> SOURCE DATA

►

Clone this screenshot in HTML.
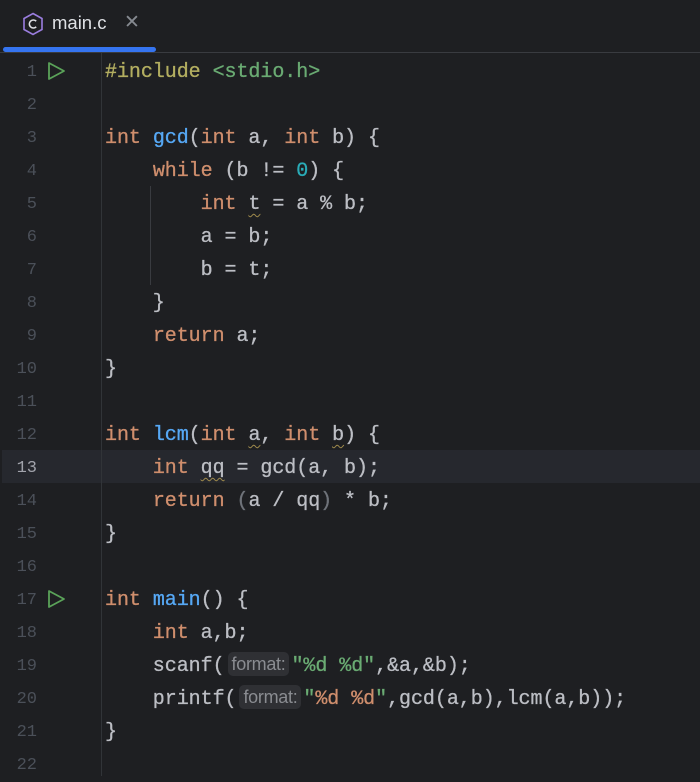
<!DOCTYPE html>
<html><head><style>
body{margin:0;width:700px;height:776px;background:#1e1f22;overflow:hidden;position:relative;font-family:"Liberation Mono",monospace;}
.tab{position:absolute;left:0;top:0;width:700px;height:52px;border-bottom:1px solid #393b40;background:#1e1f22}
.tabname{position:absolute;left:52px;top:12px;font:18.5px "Liberation Sans",sans-serif;color:#dfe1e5}
.x{position:absolute;left:124px;top:11px;font:19px "Liberation Sans",sans-serif;color:#868a91}
.ul{position:absolute;left:3px;top:47px;width:153px;height:5px;background:#3574f0;border-radius:3px}
.gut{position:absolute;left:101px;top:53px;width:1px;height:723px;background:#313438}
.hl{position:absolute;left:2px;top:450px;width:698px;height:33px;background:#26282e}
.ln{position:absolute;left:0;width:37px;text-align:right;font-size:17px;color:#4b5059;line-height:33px}
.c{position:absolute;left:105px;font-size:20px;color:#bcbec4;line-height:33px;white-space:pre;letter-spacing:-0.05px;-webkit-text-stroke:0.3px currentColor}
.k{color:#cf8e6d}.f{color:#56a8f5}.n{color:#2aacb8}.s{color:#6aab73}.p{color:#b3ae60}
.w{text-decoration:underline wavy #a08b4c;text-decoration-thickness:1px;text-underline-offset:4px}
.h{display:inline-block;font:18px "Liberation Sans",sans-serif;color:#8a8c91;background:#2f3034;border-radius:5px;padding:0 4px;line-height:24px;margin:0 2px 0 3px;vertical-align:1px;letter-spacing:-0.3px;-webkit-text-stroke:0}
.run{position:absolute;left:47px}
.guide{position:absolute;left:150px;top:186px;width:1px;height:99px;background:#393b40}
.t{position:absolute;top:2px;left:0;width:700px;height:776px}
</style></head><body>
<div class="tab">
<svg style="position:absolute;left:22px;top:12px" width="22" height="24" viewBox="0 0 22 24"><path d="M11 1.5 L20 6.5 V17.5 L11 22.5 L2 17.5 V6.5 Z" fill="none" stroke="#9b7ee0" stroke-width="1.6"/><path d="M14.2 9.2 A4 4 0 1 0 14.2 14.8" fill="none" stroke="#dfe1e5" stroke-width="1.6"/></svg>
<div class="tabname">main.c</div><div class="x">✕</div>
<div class="ul"></div></div>
<div class="hl"></div>
<div class="gut"></div>
<div class="guide"></div>
<svg class="run" style="top:61px" width="20" height="20" viewBox="0 0 20 20"><path d="M2 2 L17 10 L2 18 Z" fill="none" stroke="#5aa259" stroke-width="1.8" stroke-linejoin="round"/></svg>
<svg class="run" style="top:589px" width="20" height="20" viewBox="0 0 20 20"><path d="M2 2 L17 10 L2 18 Z" fill="none" stroke="#5aa259" stroke-width="1.8" stroke-linejoin="round"/></svg>
<div class="t">
<div class="ln" style="top:54px">1</div><div class="ln" style="top:87px">2</div><div class="ln" style="top:120px">3</div><div class="ln" style="top:153px">4</div><div class="ln" style="top:186px">5</div><div class="ln" style="top:219px">6</div><div class="ln" style="top:252px">7</div><div class="ln" style="top:285px">8</div><div class="ln" style="top:318px">9</div><div class="ln" style="top:351px">10</div><div class="ln" style="top:384px">11</div><div class="ln" style="top:417px">12</div><div class="ln" style="top:450px;color:#a1a3ab">13</div><div class="ln" style="top:483px">14</div><div class="ln" style="top:516px">15</div><div class="ln" style="top:549px">16</div><div class="ln" style="top:582px">17</div><div class="ln" style="top:615px">18</div><div class="ln" style="top:648px">19</div><div class="ln" style="top:681px">20</div><div class="ln" style="top:714px">21</div><div class="ln" style="top:747px">22</div>
<div class="c" style="top:54px"><span class="p">#include</span> <span class="s">&lt;stdio.h&gt;</span></div>
<div class="c" style="top:120px"><span class="k">int</span> <span class="f">gcd</span>(<span class="k">int</span> a, <span class="k">int</span> b) {</div>
<div class="c" style="top:153px">    <span class="k">while</span> (b != <span class="n">0</span>) {</div>
<div class="c" style="top:186px">        <span class="k">int</span> <span class="w">t</span> = a % b;</div>
<div class="c" style="top:219px">        a = b;</div>
<div class="c" style="top:252px">        b = t;</div>
<div class="c" style="top:285px">    }</div>
<div class="c" style="top:318px">    <span class="k">return</span> a;</div>
<div class="c" style="top:351px">}</div>
<div class="c" style="top:417px"><span class="k">int</span> <span class="f">lcm</span>(<span class="k">int</span> <span class="w">a</span>, <span class="k">int</span> <span class="w">b</span>) {</div>
<div class="c" style="top:450px">    <span class="k">int</span> <span class="w">qq</span> = gcd(a, b);</div>
<div class="c" style="top:483px">    <span class="k">return</span> <span style="color:#6f737a">(</span>a / qq<span style="color:#6f737a">)</span> * b;</div>
<div class="c" style="top:516px">}</div>
<div class="c" style="top:582px"><span class="k">int</span> <span class="f">main</span>() {</div>
<div class="c" style="top:615px">    <span class="k">int</span> a,b;</div>
<div class="c" style="top:648px">    scanf(<span class="h">format:</span><span class="s">"%d %d"</span>,&amp;a,&amp;b);</div>
<div class="c" style="top:681px">    printf(<span class="h">format:</span><span class="s">"<span class="k">%d</span> <span class="k">%d</span>"</span>,gcd(a,b),lcm(a,b));</div>
<div class="c" style="top:714px">}</div>
</div>
</body></html>
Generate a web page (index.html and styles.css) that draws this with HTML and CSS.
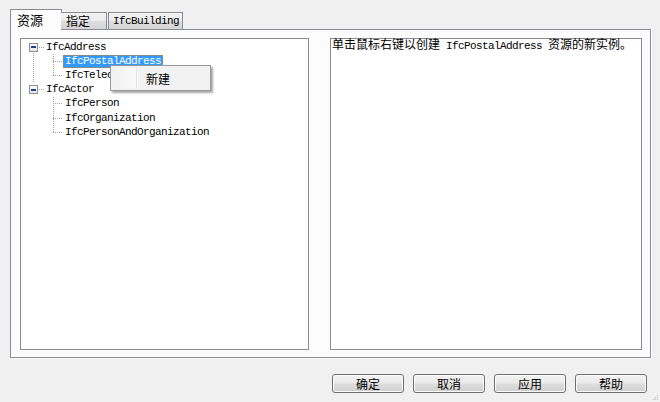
FILE: index.html
```html
<!DOCTYPE html>
<html>
<head>
<meta charset="utf-8">
<link rel="stylesheet" href="styles.css">
</head>
<body>
<div class="dialog">
  <div class="tabs">
    <div class="tab active">资源</div>
    <div class="tab t2">指定</div>
    <div class="tab t3 mono">IfcBuilding</div>
  </div>
  <div class="panel">
    <div class="treebox">
      <ul class="tree">
        <li class="root">
          <div class="row"><span class="exp"></span><span class="hl rooth"></span><span class="label mono">IfcAddress</span></div>
          <ul class="children">
            <li><div class="row"><span class="hl childh"></span><span class="label mono sel">IfcPostalAddress</span></div></li>
            <li class="last"><div class="row"><span class="hl childh"></span><span class="label mono">IfcTelecomAddress</span></div></li>
          </ul>
        </li>
        <li class="root last">
          <div class="row"><span class="exp"></span><span class="hl rooth"></span><span class="label mono">IfcActor</span></div>
          <ul class="children">
            <li><div class="row"><span class="hl childh"></span><span class="label mono">IfcPerson</span></div></li>
            <li><div class="row"><span class="hl childh"></span><span class="label mono">IfcOrganization</span></div></li>
            <li class="last"><div class="row"><span class="hl childh"></span><span class="label mono">IfcPersonAndOrganization</span></div></li>
          </ul>
        </li>
      </ul>
      <div class="menu">
        <div class="menu-item"><span class="gutter"></span><span class="mtext">新建</span></div>
      </div>
    </div>
    <div class="descbox">
      <p class="desc">单击鼠标右键以创建<span class="mono"> IfcPostalAddress </span>资源的新实例。</p>
    </div>
  </div>
  <div class="footer">
    <button class="btn">确定</button>
    <button class="btn">取消</button>
    <button class="btn">应用</button>
    <button class="btn">帮助</button>
  </div>
  <div class="grip">
    <svg width="8" height="8" viewBox="0 0 8 8"><rect x="6" y="2" width="1" height="1" fill="#b8b8b8"/><rect x="4" y="4" width="1" height="1" fill="#b8b8b8"/><rect x="6" y="4" width="1" height="1" fill="#b8b8b8"/><rect x="2" y="6" width="1" height="1" fill="#b8b8b8"/><rect x="4" y="6" width="1" height="1" fill="#b8b8b8"/><rect x="6" y="6" width="1" height="1" fill="#b8b8b8"/></svg>
  </div>
</div>
</body>
</html>
```
FILE: styles.css
```css
* { box-sizing: border-box; }
html, body { margin: 0; padding: 0; }
body {
  width: 660px;
  height: 402px;
  background: #f0f0f0;
  font-family: "Noto Sans CJK SC", "Liberation Sans", sans-serif;
  font-size: 12px;
  color: #000;
  overflow: hidden;
}
.dialog {
  padding: 9px 0 0 10px;
  position: relative;
  height: 402px;
}
.mono {
  font-family: "Liberation Mono", "DejaVu Sans Mono", monospace;
  font-size: 11px;
  letter-spacing: -0.6px;
}
.tabs {
  display: flex;
  align-items: flex-end;
  height: 20px;
  position: relative;
  z-index: 1;
}
.tab {
  height: 17px;
  border: 1px solid #898c95;
  border-bottom: none;
  background: linear-gradient(#f3f3f3, #ebebeb 50%, #dedede 50%, #d4d4d4);
  line-height: 16px;
  padding-left: 4px;
  font-size: 12px;
}
.tab.active {
  width: 52px;
  height: 21px;
  margin-bottom: -1px;
  background: #fcfcfc;
  padding-left: 6px;
  line-height: 20px;
  font-size: 13px;
}
.tab.t2 { width: 46px; margin-left: -1px; border-left: none; padding-left: 5px; }
.tab.t3 { width: 75px; margin-left: 1px; padding-left: 4px; font-size: 11px; }
.panel {
  width: 641px;
  height: 329px;
  border: 1px solid #898c95;
  background: #fcfcfc;
  box-shadow: 1px 1px 0 #ffffff;
  display: flex;
  gap: 21px;
  padding: 8px 8px 7px 9px;
}
.treebox, .descbox {
  height: 312px;
  border: 1px solid #8b8b8b;
  background: #ffffff;
}
.treebox {
  width: 289px;
  position: relative;
  padding-top: 1px;
}
.descbox {
  width: 312px;
}
.tree, .children {
  list-style: none;
  margin: 0;
  padding: 0;
}
.row {
  display: flex;
  align-items: center;
  height: 14.2px;
}
.root {
  background-image: repeating-linear-gradient(to bottom, #a0a0a0 0 1px, transparent 1px 2px);
  background-repeat: no-repeat;
  background-position: 12px 7px;
  background-size: 1px 100%;
}
.root.last { background-image: none; }
.children > li {
  background-image: repeating-linear-gradient(to bottom, #a0a0a0 0 1px, transparent 1px 2px);
  background-repeat: no-repeat;
  background-position: 32px 0;
  background-size: 1px 100%;
}
.children > li.last { background-size: 1px 7px; }
.exp {
  width: 9px;
  height: 9px;
  margin-left: 8px;
  border: 1px solid #8e8f8f;
  background: linear-gradient(#ffffff, #e6e6e6) ;
  flex: none;
  display: flex;
  align-items: center;
  justify-content: center;
}
.exp::after {
  content: "";
  width: 5px;
  height: 2px;
  background: #1c3f94;
}
.hl {
  height: 1px;
  flex: none;
  background-image: repeating-linear-gradient(to right, #a0a0a0 0 1px, transparent 1px 2px);
}
.rooth { width: 5px; margin-left: 1px; }
.childh { width: 10px; margin-left: 32px; }
.label {
  padding: 0 2px;
  height: 13px;
  line-height: 13px;
  white-space: nowrap;
}
.label.sel {
  background: #3399ff;
  color: #fff;
  outline: 1px dotted #c7801a;
  outline-offset: -1px;
}
.menu {
  position: absolute;
  left: 89px;
  top: 26px;
  width: 101px;
  height: 26px;
  background: #f2f2f2;
  border: 1px solid #979797;
  box-shadow: 2px 2px 2px rgba(0,0,0,0.35);
  padding: 2px;
}
.menu-item {
  display: flex;
  height: 20px;
  align-items: center;
}
.gutter {
  width: 24px;
  height: 20px;
  background: linear-gradient(to right, #f1f1f1, #fafafa);
  border-right: 1px solid #e2e3e3;
  box-shadow: 1px 0 0 #ffffff;
}
.mtext {
  margin-left: 9px;
  font-size: 12px;
}
.desc {
  margin: 0;
  padding: 0 0 0 1px;
  line-height: 12px;
  margin-top: -1px;
  white-space: nowrap;
  font-size: 12px;
}
.desc .mono { font-size: 11px; }
.footer {
  display: flex;
  justify-content: flex-end;
  gap: 9px;
  padding-right: 13px;
  margin-top: 16px;
  width: 650px;
}
.btn {
  width: 72px;
  height: 19px;
  border: 1px solid #707070;
  border-radius: 3px;
  background: linear-gradient(#f2f2f2, #ebebeb 45%, #dddddd 55%, #cfcfcf);
  box-shadow: inset 0 0 0 1px #fcfcfc;
  font-family: "Noto Sans CJK SC", sans-serif;
  font-size: 12px;
  line-height: 15px;
  padding: 0;
  color: #000;
}
.grip {
  position: absolute;
  right: 1px;
  bottom: 1px;
  width: 8px;
  height: 8px;
  line-height: 0;
}
```
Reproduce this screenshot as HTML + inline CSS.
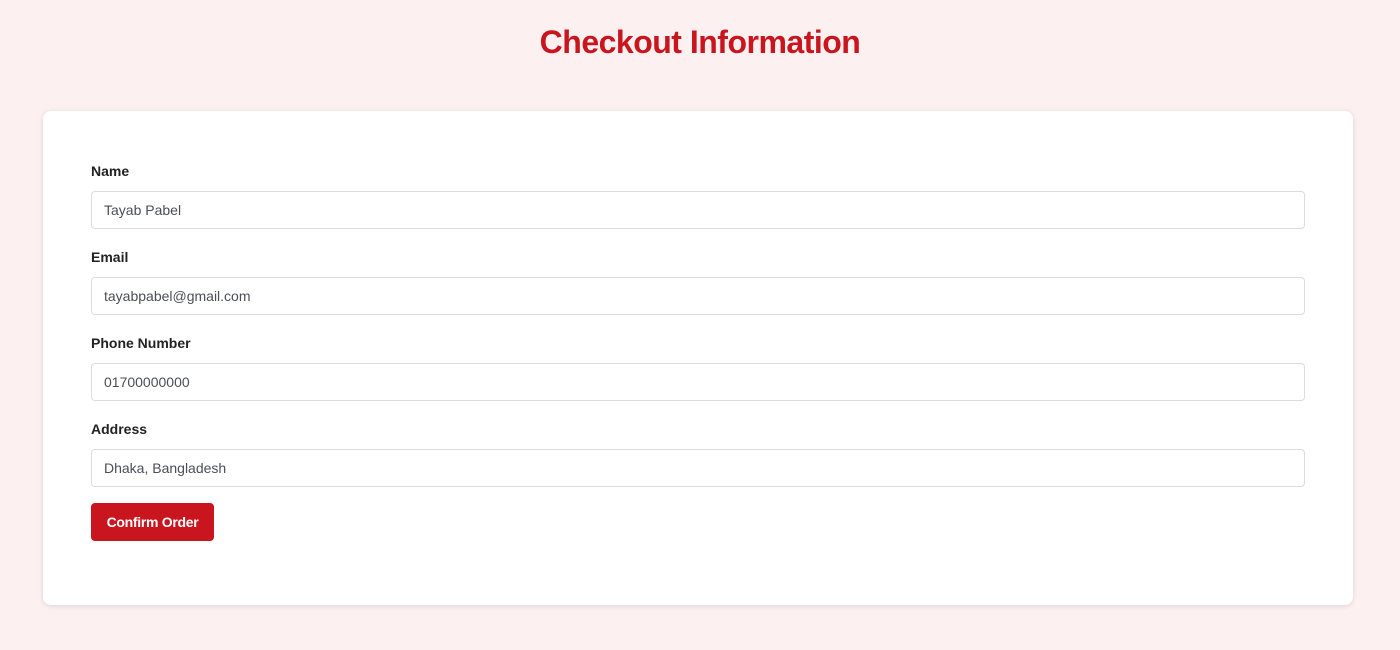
<!DOCTYPE html>
<html><head><meta charset="utf-8"><style>
*{box-sizing:border-box;margin:0;padding:0}
body{width:1400px;height:650px;background:#fcf1f0;font-family:"Liberation Sans",sans-serif;position:relative;overflow:hidden}
h1{position:absolute;top:24px;left:0;width:1400px;text-align:center;color:#c9151e;font-size:32px;font-weight:bold;letter-spacing:-0.5px}
.card{position:absolute;left:43px;top:111px;width:1310px;height:494px;background:#fff;border-radius:8px;box-shadow:0 1px 6px rgba(0,0,0,0.12)}
.lbl{position:absolute;left:48px;font-size:14px;font-weight:bold;color:#222}
.inp{position:absolute;left:48px;width:1214px;height:38px;border:1px solid #dcdcdc;border-radius:4px;padding:0 12px;line-height:36px;font-size:14px;color:#4a4f57}
.btn{position:absolute;left:48px;top:392px;width:123px;height:38px;background:#c9151e;color:#fff;border-radius:4px;font-size:14px;font-weight:bold;text-align:center;line-height:38px;letter-spacing:-0.3px}
</style></head><body>
<h1>Checkout Information</h1>
<div class="card">
<div class="lbl" style="top:52px">Name</div>
<div class="inp" style="top:80px">Tayab Pabel</div>
<div class="lbl" style="top:138px">Email</div>
<div class="inp" style="top:166px">tayabpabel@gmail.com</div>
<div class="lbl" style="top:224px">Phone Number</div>
<div class="inp" style="top:252px">01700000000</div>
<div class="lbl" style="top:310px">Address</div>
<div class="inp" style="top:338px">Dhaka, Bangladesh</div>
<div class="btn">Confirm Order</div>
</div>
</body></html>
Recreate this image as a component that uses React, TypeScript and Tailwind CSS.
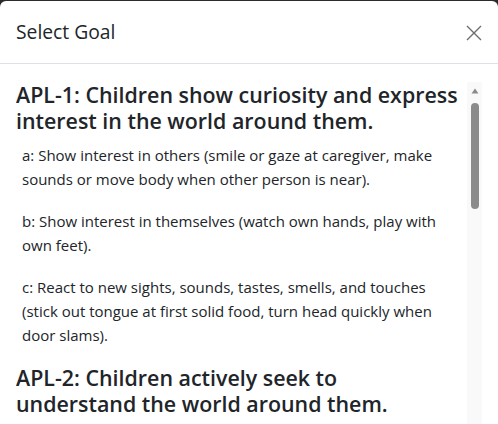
const goals = [
  {
    title: "APL-1: Children show curiosity and express interest in the world around them.",
    items: [
      "a: Show interest in others (smile or gaze at caregiver, make sounds or move body when other person is near).",
      "b: Show interest in themselves (watch own hands, play with own feet).",
      "c: React to new sights, sounds, tastes, smells, and touches (stick out tongue at first solid food, turn head quickly when door slams).",
    ],
  },
  {
    title: "APL-2: Children actively seek to understand the world around them.",
    items: [],
  },
];

const App = () => {
  return (
    <div
      className="h-[424px] overflow-hidden bg-[#2b2b2b] pt-px"
      style={{ fontFamily: '"Open Sans", "Noto Sans", sans-serif' }}
    >
      <div className="flex h-[423px] flex-col overflow-hidden rounded-t-[6px] bg-white">
        {/* Header */}
        <div className="flex h-[63px] shrink-0 items-center justify-between border-b border-[#dee2e6] px-4 pt-px">
          <h5 className="text-[19.3px] font-medium text-[#212529]">Select Goal</h5>
          <button className="flex h-4 w-4 items-center justify-center">
            <svg width="16" height="16" viewBox="0 0 16 16" fill="none">
              <path d="M1 1L15 15M15 1L1 15" stroke="#6d6d6d" strokeWidth="1.4" />
            </svg>
          </button>
        </div>

        {/* Body */}
        <div className="flex min-h-0 flex-1 px-4 pt-[18px]">
          <div className="min-w-0 flex-1 overflow-hidden">
            {goals.map((goal) => (
              <div key={goal.title}>
                <h4 className="mb-[9px] pr-[7px] text-[21.4px] leading-[26px] font-semibold text-[#212529]">
                  {goal.title}
                </h4>
                {goal.items.map((item) => (
                  <p
                    key={item}
                    className="mb-[18px] pl-[6px] pr-[4px] text-[15px] leading-[24px] text-[#212529]"
                  >
                    {item}
                  </p>
                ))}
              </div>
            ))}
          </div>

          {/* Scrollbar */}
          <div className="flex w-[15px] shrink-0 flex-col items-center bg-[#f9f9f9]">
            <svg className="mt-[6px]" width="8" height="6" viewBox="0 0 8 6">
              <path d="M4 0.5L7.5 5.5H0.5Z" fill="#8b8b8b" />
            </svg>
            <div className="mt-[9px] h-[106px] w-2 rounded-full bg-[#8b8b8b]" />
          </div>
        </div>
      </div>
    </div>
  );
};

export default App;
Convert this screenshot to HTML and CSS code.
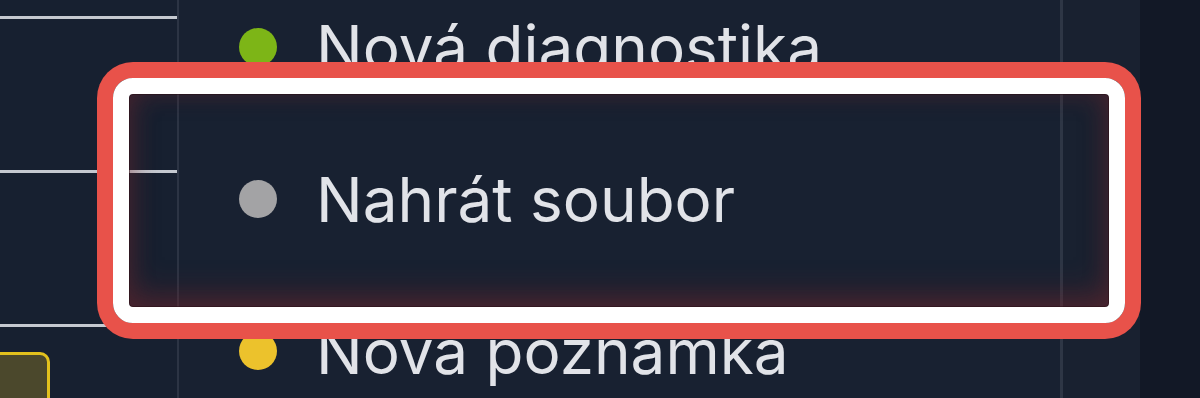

◄

> TASK REQUIREMENTS
Pull out all lines from the entries above in which the word "this" appears.

> TASK SOLUTION
Clone this screenshot in HTML.
Generate a web page (index.html and styles.css) that draws this with HTML and CSS.
Reproduce this screenshot as HTML + inline CSS.
Recreate this image as a component that uses React, TypeScript and Tailwind CSS.
Convert this screenshot to HTML and CSS code.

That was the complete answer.